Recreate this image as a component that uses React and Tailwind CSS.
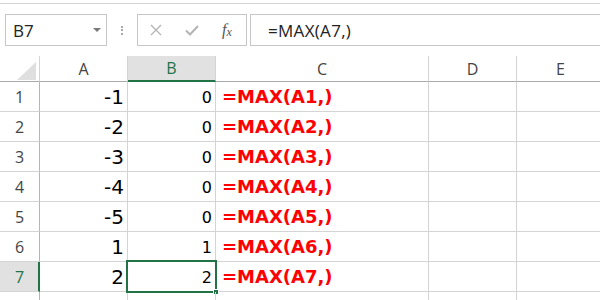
export default function App() {
  const rows = [
    [-1, 0],
    [-2, 0],
    [-3, 0],
    [-4, 0],
    [-5, 0],
    [1, 1],
    [2, 2],
  ];
  const cols = [
    { l: "A", w: "w-[88px]" },
    { l: "B", w: "w-[88px]", sel: true },
    { l: "C", w: "w-[213px]" },
    { l: "D", w: "w-[88px]" },
    { l: "E", w: "w-[88px]" },
  ];
  return (
    <div className="w-[600px] h-[300px] overflow-hidden bg-white relative font-['Open_Sans',sans-serif]">
      <div className="h-[3px]" />
      <div className="border-t border-[#d4d4d4]" />
      {/* toolbar */}
      <div className="flex pt-[10px] pl-[5px] h-[42px]">
        <div className="w-[102px] h-[32px] border border-[#c6c6c6] flex items-center pl-[7px] pr-[5px] justify-between">
          <span className="text-[17px] text-[#222] leading-none">B7</span>
          <svg width="8" height="5" viewBox="0 0 8 5">
            <path d="M0 0 L8 0 L4 4 Z" fill="#7a7a7a" />
          </svg>
        </div>
        <div className="w-[30px] h-[32px] flex flex-col items-center justify-center gap-[1.5px]">
          <div className="w-[2px] h-[2px] bg-[#a8a8a8]" />
          <div className="w-[2px] h-[2px] bg-[#a8a8a8]" />
          <div className="w-[2px] h-[2px] bg-[#a8a8a8]" />
        </div>
        <div className="w-[110px] h-[32px] border border-[#c6c6c6] flex items-center pl-[12px] gap-[23px]">
          <svg width="12" height="12" viewBox="0 0 12 12">
            <path d="M1 1 L11 11 M11 1 L1 11" stroke="#b4b4b4" strokeWidth="1.3" />
          </svg>
          <svg width="14" height="11" viewBox="0 0 14 11">
            <path d="M1 5.5 L5 9.5 L13 1" stroke="#b4b4b4" strokeWidth="2" fill="none" />
          </svg>
          <div className="flex font-['Liberation_Serif',serif] italic text-[#555]">
            <span className="text-[16px] leading-none">f</span>
            <span className="text-[12px] leading-none mt-[4px]">x</span>
          </div>
        </div>
        <div className="ml-[3px] flex-1 h-[32px] border-l border-t border-b border-[#c6c6c6] flex items-center pl-[17px]">
          <span className="text-[17px] text-[#222] leading-none tracking-[0.3px]">=MAX(A7,)</span>
        </div>
      </div>
      <div className="h-[10px]" />
      {/* column header */}
      <div className="flex h-[26px]">
        <div className="w-[40px] shrink-0 border-r border-b border-r-[#d4d4d4] border-b-[#ababab] flex items-end justify-end pr-[3px] pb-[1px]">
          <svg width="19" height="18" viewBox="0 0 19 18">
            <path d="M19 0 L19 18 L0 18 Z" fill="#dfdfdf" />
          </svg>
        </div>
        {cols.map((c) =>
          c.sel ? (
            <div
              key={c.l}
              className={`${c.w} shrink-0 bg-[#e1e1e1] border-r border-r-[#d4d4d4] border-b-2 border-b-[#217346] flex items-center justify-center text-[16px] text-[#217346]`}
            >
              {c.l}
            </div>
          ) : (
            <div
              key={c.l}
              className={`${c.w} shrink-0 border-r border-b border-r-[#d4d4d4] border-b-[#ababab] flex items-center justify-center text-[16px] text-[#444]`}
            >
              {c.l}
            </div>
          )
        )}
      </div>
      {/* body */}
      {[...rows, null].map((r, i) => {
        const n = i + 1;
        const sel = n === 7;
        return (
          <div key={n} className="flex h-[30px]">
            {sel ? (
              <div className="w-[40px] shrink-0 bg-[#e1e1e1] border-r-2 border-r-[#217346] border-b border-b-[#d4d4d4] flex items-center justify-center text-[16px] text-[#217346] pl-[1px]">
                {n}
              </div>
            ) : (
              <div className="w-[40px] shrink-0 border-r border-b border-r-[#b5b5b5] border-b-[#d4d4d4] flex items-center justify-center text-[16px] text-[#444]">
                {n}
              </div>
            )}
            <div className="w-[88px] shrink-0 border-r border-b border-[#d4d4d4] flex items-center justify-end pr-[3px] font-['DejaVu_Sans',sans-serif] text-[20px] text-black leading-none">
              {r ? r[0] : ""}
            </div>
            <div className="w-[88px] shrink-0 border-r border-b border-[#d4d4d4] flex items-center justify-end pr-[3px] pt-[2px] font-['DejaVu_Sans',sans-serif] text-[16px] text-black leading-none relative">
              {r ? r[1] : ""}
              {sel && (
                <>
                  <div className="absolute -left-[2px] -top-[2px] -right-[2px] -bottom-[2px] border-2 border-[#217346]" />
                  <div className="absolute -right-[4px] -bottom-[4px] w-[6px] h-[6px] bg-[#217346] border border-white" />
                </>
              )}
            </div>
            <div className="w-[213px] shrink-0 border-r border-b border-[#d4d4d4] flex items-center pl-[6px] font-['DejaVu_Sans',sans-serif] font-bold text-[18px] text-[#ff0000] leading-none">
              {r ? `=MAX(A${n},)` : ""}
            </div>
            <div className="w-[88px] shrink-0 border-r border-b border-[#d4d4d4]" />
            <div className="w-[88px] shrink-0 border-r border-b border-[#d4d4d4]" />
          </div>
        );
      })}
    </div>
  );
}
________________________________________
AIM OF THE EXERCISE: Your task is to repeat the material above exactly, without its pictures.

EXERCISE ANSWER:
Recreate this image as a component that uses React and Tailwind CSS.
export default function App() {
  const rows = [
    [-1, 0],
    [-2, 0],
    [-3, 0],
    [-4, 0],
    [-5, 0],
    [1, 1],
    [2, 2],
  ];
  const cols = [
    { l: "A", w: "w-[88px]" },
    { l: "B", w: "w-[88px]", sel: true },
    { l: "C", w: "w-[213px]" },
    { l: "D", w: "w-[88px]" },
    { l: "E", w: "w-[88px]" },
  ];
  return (
    <div className="w-[600px] h-[300px] overflow-hidden bg-white relative font-['Open_Sans',sans-serif]">
      <div className="h-[3px]" />
      <div className="border-t border-[#d4d4d4]" />
      {/* toolbar */}
      <div className="flex pt-[10px] pl-[5px] h-[42px]">
        <div className="w-[102px] h-[32px] border border-[#c6c6c6] flex items-center pl-[7px] pr-[5px] justify-between">
          <span className="text-[17px] text-[#222] leading-none">B7</span>
          <svg width="8" height="5" viewBox="0 0 8 5">
            <path d="M0 0 L8 0 L4 4 Z" fill="#7a7a7a" />
          </svg>
        </div>
        <div className="w-[30px] h-[32px] flex flex-col items-center justify-center gap-[1.5px]">
          <div className="w-[2px] h-[2px] bg-[#a8a8a8]" />
          <div className="w-[2px] h-[2px] bg-[#a8a8a8]" />
          <div className="w-[2px] h-[2px] bg-[#a8a8a8]" />
        </div>
        <div className="w-[110px] h-[32px] border border-[#c6c6c6] flex items-center pl-[12px] gap-[23px]">
          <svg width="12" height="12" viewBox="0 0 12 12">
            <path d="M1 1 L11 11 M11 1 L1 11" stroke="#b4b4b4" strokeWidth="1.3" />
          </svg>
          <svg width="14" height="11" viewBox="0 0 14 11">
            <path d="M1 5.5 L5 9.5 L13 1" stroke="#b4b4b4" strokeWidth="2" fill="none" />
          </svg>
          <div className="flex font-['Liberation_Serif',serif] italic text-[#555]">
            <span className="text-[16px] leading-none">f</span>
            <span className="text-[12px] leading-none mt-[4px]">x</span>
          </div>
        </div>
        <div className="ml-[3px] flex-1 h-[32px] border-l border-t border-b border-[#c6c6c6] flex items-center pl-[17px]">
          <span className="text-[17px] text-[#222] leading-none tracking-[0.3px]">=MAX(A7,)</span>
        </div>
      </div>
      <div className="h-[10px]" />
      {/* column header */}
      <div className="flex h-[26px]">
        <div className="w-[40px] shrink-0 border-r border-b border-r-[#d4d4d4] border-b-[#ababab] flex items-end justify-end pr-[3px] pb-[1px]">
          <svg width="19" height="18" viewBox="0 0 19 18">
            <path d="M19 0 L19 18 L0 18 Z" fill="#dfdfdf" />
          </svg>
        </div>
        {cols.map((c) =>
          c.sel ? (
            <div
              key={c.l}
              className={`${c.w} shrink-0 bg-[#e1e1e1] border-r border-r-[#d4d4d4] border-b-2 border-b-[#217346] flex items-center justify-center text-[16px] text-[#217346]`}
            >
              {c.l}
            </div>
          ) : (
            <div
              key={c.l}
              className={`${c.w} shrink-0 border-r border-b border-r-[#d4d4d4] border-b-[#ababab] flex items-center justify-center text-[16px] text-[#444]`}
            >
              {c.l}
            </div>
          )
        )}
      </div>
      {/* body */}
      {[...rows, null].map((r, i) => {
        const n = i + 1;
        const sel = n === 7;
        return (
          <div key={n} className="flex h-[30px]">
            {sel ? (
              <div className="w-[40px] shrink-0 bg-[#e1e1e1] border-r-2 border-r-[#217346] border-b border-b-[#d4d4d4] flex items-center justify-center text-[16px] text-[#217346] pl-[1px]">
                {n}
              </div>
            ) : (
              <div className="w-[40px] shrink-0 border-r border-b border-r-[#b5b5b5] border-b-[#d4d4d4] flex items-center justify-center text-[16px] text-[#444]">
                {n}
              </div>
            )}
            <div className="w-[88px] shrink-0 border-r border-b border-[#d4d4d4] flex items-center justify-end pr-[3px] font-['DejaVu_Sans',sans-serif] text-[20px] text-black leading-none">
              {r ? r[0] : ""}
            </div>
            <div className="w-[88px] shrink-0 border-r border-b border-[#d4d4d4] flex items-center justify-end pr-[3px] pt-[2px] font-['DejaVu_Sans',sans-serif] text-[16px] text-black leading-none relative">
              {r ? r[1] : ""}
              {sel && (
                <>
                  <div className="absolute -left-[2px] -top-[2px] -right-[2px] -bottom-[2px] border-2 border-[#217346]" />
                  <div className="absolute -right-[4px] -bottom-[4px] w-[6px] h-[6px] bg-[#217346] border border-white" />
                </>
              )}
            </div>
            <div className="w-[213px] shrink-0 border-r border-b border-[#d4d4d4] flex items-center pl-[6px] font-['DejaVu_Sans',sans-serif] font-bold text-[18px] text-[#ff0000] leading-none">
              {r ? `=MAX(A${n},)` : ""}
            </div>
            <div className="w-[88px] shrink-0 border-r border-b border-[#d4d4d4]" />
            <div className="w-[88px] shrink-0 border-r border-b border-[#d4d4d4]" />
          </div>
        );
      })}
    </div>
  );
}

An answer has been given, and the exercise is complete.